==== Information provided

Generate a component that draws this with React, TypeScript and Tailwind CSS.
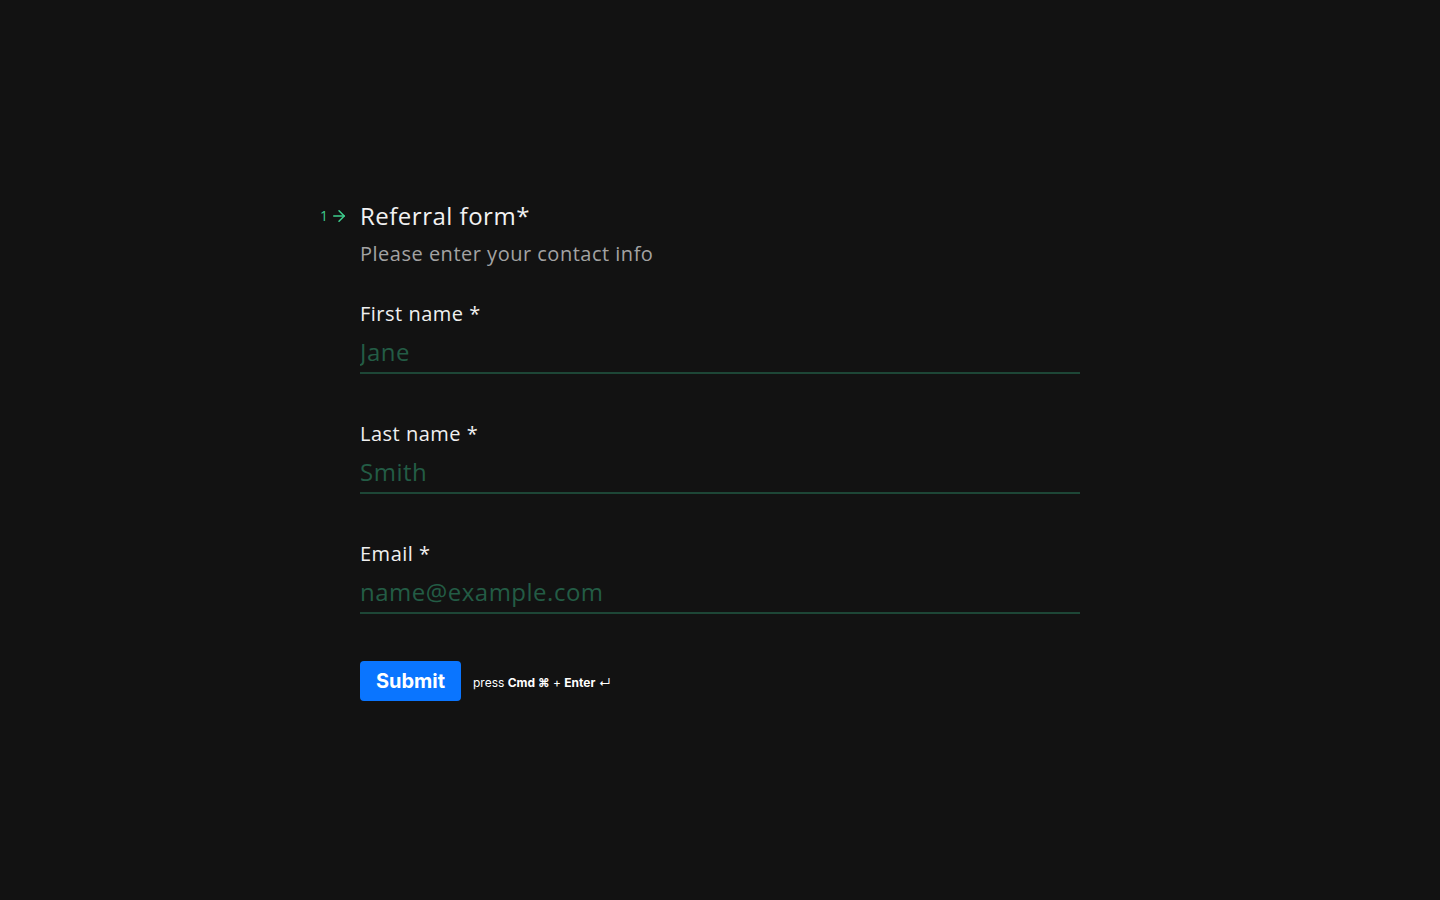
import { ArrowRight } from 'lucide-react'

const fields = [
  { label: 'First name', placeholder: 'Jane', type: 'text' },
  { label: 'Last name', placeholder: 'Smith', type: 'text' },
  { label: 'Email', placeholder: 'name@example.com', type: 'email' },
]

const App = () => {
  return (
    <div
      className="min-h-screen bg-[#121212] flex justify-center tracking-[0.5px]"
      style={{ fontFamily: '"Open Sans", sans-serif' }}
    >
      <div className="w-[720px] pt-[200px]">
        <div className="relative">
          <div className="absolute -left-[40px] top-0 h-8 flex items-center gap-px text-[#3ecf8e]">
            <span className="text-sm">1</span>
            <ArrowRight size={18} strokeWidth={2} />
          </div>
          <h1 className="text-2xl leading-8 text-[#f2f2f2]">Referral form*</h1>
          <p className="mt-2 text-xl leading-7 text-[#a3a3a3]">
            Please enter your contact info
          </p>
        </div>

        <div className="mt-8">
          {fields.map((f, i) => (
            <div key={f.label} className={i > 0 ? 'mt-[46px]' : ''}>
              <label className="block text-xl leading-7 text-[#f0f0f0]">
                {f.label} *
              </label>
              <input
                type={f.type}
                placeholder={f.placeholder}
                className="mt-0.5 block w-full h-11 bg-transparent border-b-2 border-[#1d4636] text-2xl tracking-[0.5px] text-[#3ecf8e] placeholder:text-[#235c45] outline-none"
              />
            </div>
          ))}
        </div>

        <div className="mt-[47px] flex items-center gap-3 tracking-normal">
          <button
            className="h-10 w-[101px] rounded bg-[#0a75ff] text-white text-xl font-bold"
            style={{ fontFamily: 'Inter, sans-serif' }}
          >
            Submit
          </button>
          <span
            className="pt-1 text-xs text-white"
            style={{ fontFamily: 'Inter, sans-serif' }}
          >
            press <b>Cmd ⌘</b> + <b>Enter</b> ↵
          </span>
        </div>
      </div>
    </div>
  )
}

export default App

========

In this exercise, set down all of the data exactly, without the pictures.

> _Exercise result_:
Generate a component that draws this with React, TypeScript and Tailwind CSS.
import { ArrowRight } from 'lucide-react'

const fields = [
  { label: 'First name', placeholder: 'Jane', type: 'text' },
  { label: 'Last name', placeholder: 'Smith', type: 'text' },
  { label: 'Email', placeholder: 'name@example.com', type: 'email' },
]

const App = () => {
  return (
    <div
      className="min-h-screen bg-[#121212] flex justify-center tracking-[0.5px]"
      style={{ fontFamily: '"Open Sans", sans-serif' }}
    >
      <div className="w-[720px] pt-[200px]">
        <div className="relative">
          <div className="absolute -left-[40px] top-0 h-8 flex items-center gap-px text-[#3ecf8e]">
            <span className="text-sm">1</span>
            <ArrowRight size={18} strokeWidth={2} />
          </div>
          <h1 className="text-2xl leading-8 text-[#f2f2f2]">Referral form*</h1>
          <p className="mt-2 text-xl leading-7 text-[#a3a3a3]">
            Please enter your contact info
          </p>
        </div>

        <div className="mt-8">
          {fields.map((f, i) => (
            <div key={f.label} className={i > 0 ? 'mt-[46px]' : ''}>
              <label className="block text-xl leading-7 text-[#f0f0f0]">
                {f.label} *
              </label>
              <input
                type={f.type}
                placeholder={f.placeholder}
                className="mt-0.5 block w-full h-11 bg-transparent border-b-2 border-[#1d4636] text-2xl tracking-[0.5px] text-[#3ecf8e] placeholder:text-[#235c45] outline-none"
              />
            </div>
          ))}
        </div>

        <div className="mt-[47px] flex items-center gap-3 tracking-normal">
          <button
            className="h-10 w-[101px] rounded bg-[#0a75ff] text-white text-xl font-bold"
            style={{ fontFamily: 'Inter, sans-serif' }}
          >
            Submit
          </button>
          <span
            className="pt-1 text-xs text-white"
            style={{ fontFamily: 'Inter, sans-serif' }}
          >
            press <b>Cmd ⌘</b> + <b>Enter</b> ↵
          </span>
        </div>
      </div>
    </div>
  )
}

export default App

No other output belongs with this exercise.